障害者相談支援従事者研修を9月の4日間で受講しました。
相談支援の目的は、本人のその人らしい地域での暮らしができるように地域生活支援、自立と尊厳の確保、社会参加、自己決定や権利擁護を尊重し、誰もが暮らすことができる地域づくりを目指すことであると学びました。
講義の内容は、社会福祉援助技術や多職種連携、家族支援、地域資源の把握、障がい者福祉施策の歴史、法律など多岐にわたるものでした。
各分野8名の講師の先生のお話がありました。その中で東京大学、熊谷晋一郎先生の講義の中で、東日本大震災の時に足が不自由で、車いすで避難したかったが、車いすの重さが150キロもあった。エレベーターが止まってしまい、周りの人に支えてもらいながら階段を使わなくてはいけなくなり、車いすでの避難をあきらめたという先生の体験されたお話でした。

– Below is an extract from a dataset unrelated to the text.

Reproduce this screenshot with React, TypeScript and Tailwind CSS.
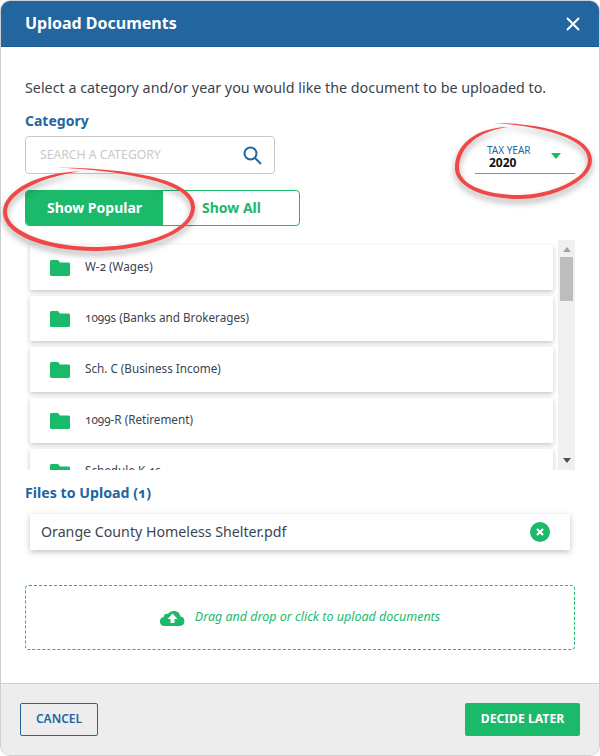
import React from "react";

const items = ["W-2 (Wages)", "1099s (Banks and Brokerages)", "Sch. C (Business Income)", "1099-R (Retirement)", "Schedule K-1s"];

function Folder() {
  return (
    <svg width="20" height="16" viewBox="0 0 20 16" className="shrink-0">
      <path d="M0 1.500C0 .7.7 0 1.500 0H8l2 2.500h8.500c.8 0 1.500.7 1.500 1.500v10.500c0 .8-.7 1.500-1.500 1.500h-17C.7 16 0 15.300 0 14.500z" fill="#1bb96a" />
    </svg>
  );
}

export default function App() {
  return (
    <div className="relative w-[600px] h-[756px] bg-white overflow-hidden font-['Noto_Sans',sans-serif]">
      <div className="flex flex-col h-full bg-white rounded-[10px] border border-[#cfcfcf] overflow-hidden">
        <header className="h-[46px] shrink-0 bg-[#23659f] border-b border-[#1d5a90] flex items-center justify-between pl-[24px] pr-[18px]">
          <h1 className="text-[16px] font-bold text-white pb-0.5">Upload Documents</h1>
          <svg width="16" height="16" viewBox="0 0 16 16" stroke="white" strokeWidth="2" fill="none">
            <path d="M2 2l12 12M14 2L2 14" />
          </svg>
        </header>
        <main className="flex-1 flex flex-col pl-[24px] pr-[24px] min-h-0">
          <p className="mt-[31px] text-[14.300px] leading-5 text-[#3a4450]">Select a category and/or year you would like the document to be uploaded to.</p>
          <div className="flex justify-between">
            <div className="w-[250px]">
              <div className="mt-[13px] text-[14px] leading-[20px] font-bold text-[#23659f]">Category</div>
              <div className="mt-[5px] h-[38px] border border-[#c8c8c8] rounded flex items-center justify-between pl-[14px] pr-3">
                <span className="text-[12.200px] text-[#c9c9c9]">SEARCH A CATEGORY</span>
                <svg width="19" height="19" viewBox="0 0 19 19" fill="none" stroke="#23659f" strokeWidth="2">
                  <circle cx="7.500" cy="7.500" r="6" />
                  <path d="M12 12l6 6" />
                </svg>
              </div>
            </div>
            <div className="w-[100px] mt-[43px] h-[33px] border-b border-[#8a8a8a] flex justify-between pl-3 pr-[14px] pt-[3px]">
              <div className="flex flex-col">
                <span className="text-[10px] leading-[12px] text-[#23659f]">TAX YEAR</span>
                <span className="text-[12px] leading-[13px] font-bold pl-0.5 text-[#111]">2020</span>
              </div>
              <svg width="10" height="6" viewBox="0 0 10 6" className="mt-[9px]">
                <path d="M0 0h10L5 6z" fill="#1bb96a" />
              </svg>
            </div>
          </div>
          <div className="mt-4 w-[275px] h-9 flex rounded border border-[#1bb96a] text-[14px] font-bold">
            <div className="w-[137px] bg-[#1bb96a] text-white flex items-center justify-center rounded-l-[3px] pb-0.5">Show Popular</div>
            <div className="flex-1 text-[#1bb96a] flex items-center pl-[39px] pb-0.5">Show All</div>
          </div>
          <div className="mt-[14px] h-[230px] flex shrink-0">
            <div className="w-[533px] overflow-hidden pl-[5px] pr-[5px] pt-[5px] flex flex-col gap-[6px]">
              {items.map((t) => (
                <div key={t} className="h-[45px] shrink-0 bg-white shadow-[0_2px_5px_rgba(0,0,0,0.22)] flex items-center pl-5 gap-[15px] text-[11.700px] text-[#3a4450] oldstyle-nums">
                  <Folder />
                  <span className="pb-0.5">{t}</span>
                </div>
              ))}
            </div>
            <div className="w-[17px] bg-[#f0f0f0] flex flex-col items-center">
              <svg width="8" height="5" viewBox="0 0 8 5" className="mt-[7px]"><path d="M0 5h8L4 0z" fill="#a3a3a3" /></svg>
              <div className="mt-[5px] w-[13px] h-11 bg-[#bdbdbd]" />
              <svg width="8" height="5" viewBox="0 0 8 5" className="mt-auto mb-[7px]"><path d="M0 0h8L4 5z" fill="#505050" /></svg>
            </div>
          </div>
          <div className="mt-[13px] text-[14.200px] leading-5 font-bold text-[#23659f] oldstyle-nums">Files to Upload (1)</div>
          <div className="mt-[11px] ml-[5px] mr-[5px] h-9 bg-white shadow-[0_2px_6px_rgba(0,0,0,0.25)] flex items-center justify-between pl-[11px] pr-5 text-[14.200px] text-[#3a4450]">
            <span>Orange County Homeless Shelter.pdf</span>
            <svg width="20" height="20" viewBox="0 0 20 20">
              <circle cx="10" cy="10" r="10" fill="#1bb96a" />
              <path d="M7 7l6 6M13 7l-6 6" stroke="white" strokeWidth="2.200" />
            </svg>
          </div>
          <div className="mt-[35px] h-[65px] border border-dashed border-[#1bb96a] rounded flex items-center justify-center gap-[10px] text-[12.500px] italic text-[#1bb96a]">
            <svg width="25" height="17" viewBox="0 0 25 17">
              <path d="M4.500 17A4.500 4.500 0 0 1 3.500 8.100 4 4 0 0 1 8 4.800 7 7 0 0 1 20.500 7.500 4.800 4.800 0 0 1 20 17z" fill="#1bb96a" />
              <path d="M12.500 4.500l5 5.500h-3v4h-4v-4h-3z" fill="white" />
            </svg>
            <span>Drag and drop or click to upload documents</span>
          </div>
        </main>
        <footer className="h-[72px] shrink-0 bg-[#ededed] border-t border-[#cfcfcf] flex items-center justify-between pl-[19px] pr-[19px]">
          <div className="w-[78px] h-[33px] mt-[-1px] border border-[#23659f] rounded-[2px] flex items-center justify-center text-[12px] font-semibold text-[#23659f]">CANCEL</div>
          <div className="w-[115px] h-[33px] mt-[-1px] bg-[#1bb96a] rounded-[2px] flex items-center justify-center text-[12.200px] font-bold text-white">DECIDE LATER</div>
        </footer>
      </div>
      <svg className="absolute inset-0 pointer-events-none" width="600" height="756" viewBox="0 0 600 756" fill="#f04848" style={{ filter: "drop-shadow(0 4px 3px rgba(0,0,0,0.35))" }}>
        <path d="M57 167.500C110 168 195 175 195 207C195 235 140 251 95 251C45 251 3 235 3 212C3 190 40 172 80 171.500C45 176 7 192 7 212C7 232 50 247 95 247C140 247 191 232 191 207C191 180 110 170 57 167.500Z" />
        <path d="M493 123C540 123 592 135 592 160C592 182 550 199 520 199C480 199 455 185 455 168C455 145 475 128 508 127C478 131 459 147 459 168C459 183 482 195 520 195C548 195 588 180 588 160C588 138 540 126 493 123Z" />
      </svg>
    </div>
  );
}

健常の方の多くは、エレベーターや階段、ロープやはしごを使って(依存して)逃げることができる。足が不自由な障がい者の方は、エレベーターが止まったら依存先がゼロになる。このことを踏まえて、障がいがあってもなくても目標は同じであり、ニーズを実現するための資源の数が違った。資源の数というのは依存先の数であり、依存することで、初めてニーズが実現するということでした。
依存と自立は反対語ではない。自立というのは依存先の分散であり、健常な子どもの多くは、自然に依存先が成長と共に広がっていく。高機能障がいのある子どもは、依存先が広がらず、養育者や施設に集中してしまう。専門的な施設や家族以外の場所に、たくさんの依存先を開拓していくサポートをするのが相談支援員であるということが強く心に残りました。